Bruin allows you to define all of your credentials in a gitignored file called .bruin.yml, and it takes care of injecting secrets into your assets as environment variables automatically. You can define multiple environments, run the same asset against your staging or prod environments.

bruin-python
"""@bruin
name: tier1.my_custom_api
secrets:
    - name: MY_SNOWFLAKE_CONN
@bruin"""

import os
import json

snowflake_creds = json.loads(os.environ["MY_SNOWFLAKE_CONN"])

# do whatever you want from here on

VS Code extension

Bruin has an open-source VS Code extension that allows you to visually work on your data pipelines. It has a local data catalog, query rendering, lineage, running & backfilling pipelines and more.

Bruin VS Code extension overview

Glossaries

Bruin focuses on enabling independent teams designing independent data products. These products ought to be built and developed independently, while all working towards a cohesive data strategy. Different teams have the same name for different concepts, and aligning on these concepts are a crucial part of building successful data products.
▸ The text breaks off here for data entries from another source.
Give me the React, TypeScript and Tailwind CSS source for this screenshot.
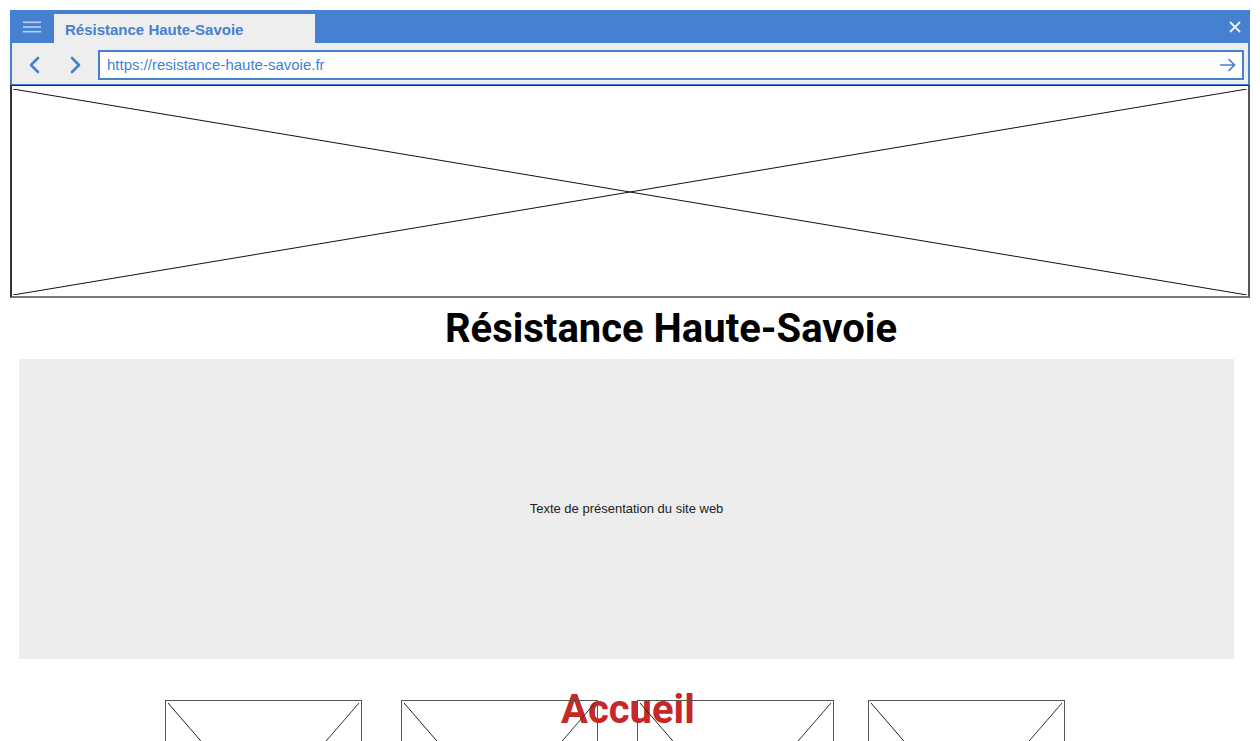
import React from "react";

const BLUE = "#4680d0";

function SmallBox({ className = "" }: { className?: string }) {
  return (
    <div className={"relative w-[197px] h-[227px] shrink-0 border-[1.5px] border-[#555] p-[2px] " + className}>
      <svg className="w-full h-full block" width="100%" height="100%">
        <line x1="0" y1="0" x2="100%" y2="100%" stroke="#222" strokeWidth="1" />
        <line x1="0" y1="100%" x2="100%" y2="0" stroke="#333" strokeWidth="1" />
      </svg>
    </div>
  );
}

export default function App() {
  return (
    <div className="w-[1260px] h-[741px] overflow-hidden bg-white relative font-['Liberation_Sans',Arial,sans-serif]">
      <div className="px-[10px] pt-[10px]">
        {/* title bar */}
        <div className="h-[33px] bg-[#4680d0] flex items-end">
          <div className="w-[44px] h-full flex items-center justify-center">
            <svg width="18" height="12" viewBox="0 0 18 12">
              <rect x="0" y="0.5" width="18" height="1.6" fill="#b9d0f0" />
              <rect x="0" y="5.2" width="18" height="1.6" fill="#b9d0f0" />
              <rect x="0" y="9.9" width="18" height="1.6" fill="#b9d0f0" />
            </svg>
          </div>
          <div className="w-[261px] h-[29px] bg-[#eeeeee] flex items-center pl-[11px] pt-[3px] text-[15px] font-bold text-[#4680d0]">
            Résistance Haute-Savoie
          </div>
          <div className="flex-1" />
          <div className="h-full w-[30px] flex items-center justify-center">
            <svg width="12" height="12" viewBox="0 0 12 12">
              <path d="M1 1L11 11M11 1L1 11" stroke="#eef3fb" strokeWidth="1.8" />
            </svg>
          </div>
        </div>
        {/* nav row */}
        <div className="h-[42px] bg-[#eeeeee] border-x-2 border-b border-[#4680d0] flex items-center pt-[2px]">
          <div className="w-[29px] flex justify-end">
            <svg width="14" height="18" viewBox="0 0 14 18">
              <path d="M11 2L4 9L11 16" fill="none" stroke={BLUE} strokeWidth="2.6" strokeLinecap="round" strokeLinejoin="round" />
            </svg>
          </div>
          <div className="w-[42px] flex justify-end">
            <svg width="14" height="18" viewBox="0 0 14 18">
              <path d="M3 2L10 9L3 16" fill="none" stroke={BLUE} strokeWidth="2.6" strokeLinecap="round" strokeLinejoin="round" />
            </svg>
          </div>
          <div className="ml-[15px] w-[1146px] h-[30px] bg-white border-2 border-[#4680d0] flex items-center pl-[7px] pr-[6px]">
            <span className="text-[15px] text-[#4680d0] flex-1 pt-[2px]">https://resistance-haute-savoie.fr</span>
            <svg width="17" height="14" viewBox="0 0 17 14">
              <path d="M1 7H15.5M9.5 1L15.5 7L9.5 13" fill="none" stroke={BLUE} strokeWidth="1.7" />
            </svg>
          </div>
        </div>
      </div>
      {/* hero image placeholder */}
      <div className="mx-[10px] h-[213px] border-t border-[#1a2a44] border-x-2 border-b-2 border-l-[#333] border-r-[#555] border-b-[#777] px-[1px] pt-[3px] pb-[1px]">
        <svg className="w-full h-full block" width="100%" height="100%">
          <line x1="0" y1="0" x2="100%" y2="100%" stroke="#111" strokeWidth="1" />
          <line x1="0" y1="100%" x2="100%" y2="0" stroke="#111" strokeWidth="1" />
        </svg>
      </div>
      {/* title */}
      <div className="h-[61px] flex items-center justify-center pl-[82px]">
        <h1 className="font-['Roboto',sans-serif] font-bold text-[40px] text-black leading-none">Résistance Haute-Savoie</h1>
      </div>
      {/* presentation box */}
      <div className="ml-[19px] w-[1215px] h-[300px] bg-[#ededed] flex items-center justify-center">
        <span className="text-[13px] text-[#222]">Texte de présentation du site web</span>
      </div>
      {/* bottom */}
      <div className="relative mt-[41px]">
        <div className="absolute left-[561px] top-[-10px] font-['Roboto',sans-serif] font-bold text-[40px] leading-none text-[#c62828]">
          Accueil
        </div>
        <div className="flex pl-[165px]">
          <SmallBox />
          <SmallBox className="ml-[39px]" />
          <SmallBox className="ml-[39px]" />
          <SmallBox className="ml-[34px]" />
        </div>
      </div>
    </div>
  );
}
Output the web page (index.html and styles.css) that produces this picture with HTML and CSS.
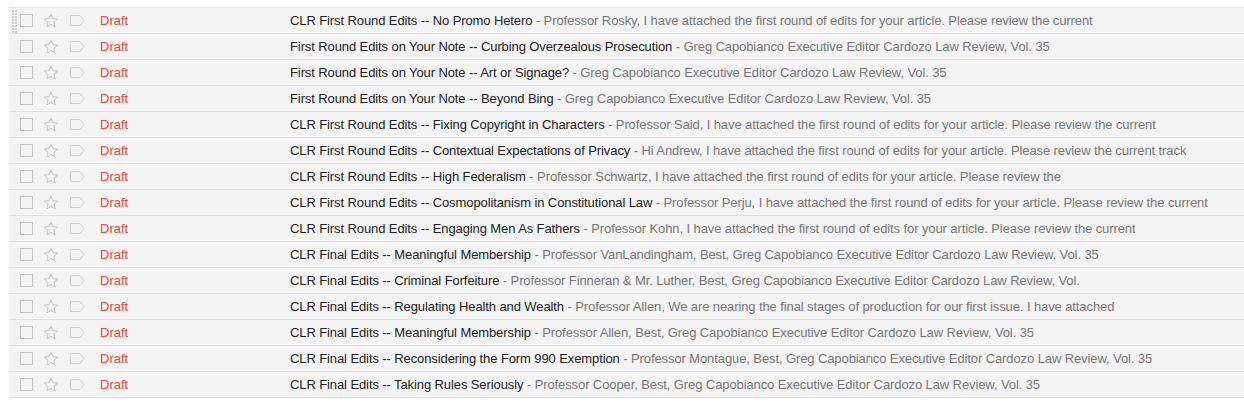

In order to align on different teams on building on a shared language, Bruin has a feature called "glossary".

Glossaries allow:

  • defining a shared language across teams/projects/pipelines
  • reducing repetition for documentation and metadata
yaml
entities:  
  Customer:
    description: Customer is an individual/business that has registered on our platform.
    attributes:
      ID:
        type: integer
        description: The unique identifier of the customer in our systems.
      Email:
        type: string
        description: the e-mail address the customer used while registering on our website.
      Language:
        type: string
        description: the language the customer picked during registration.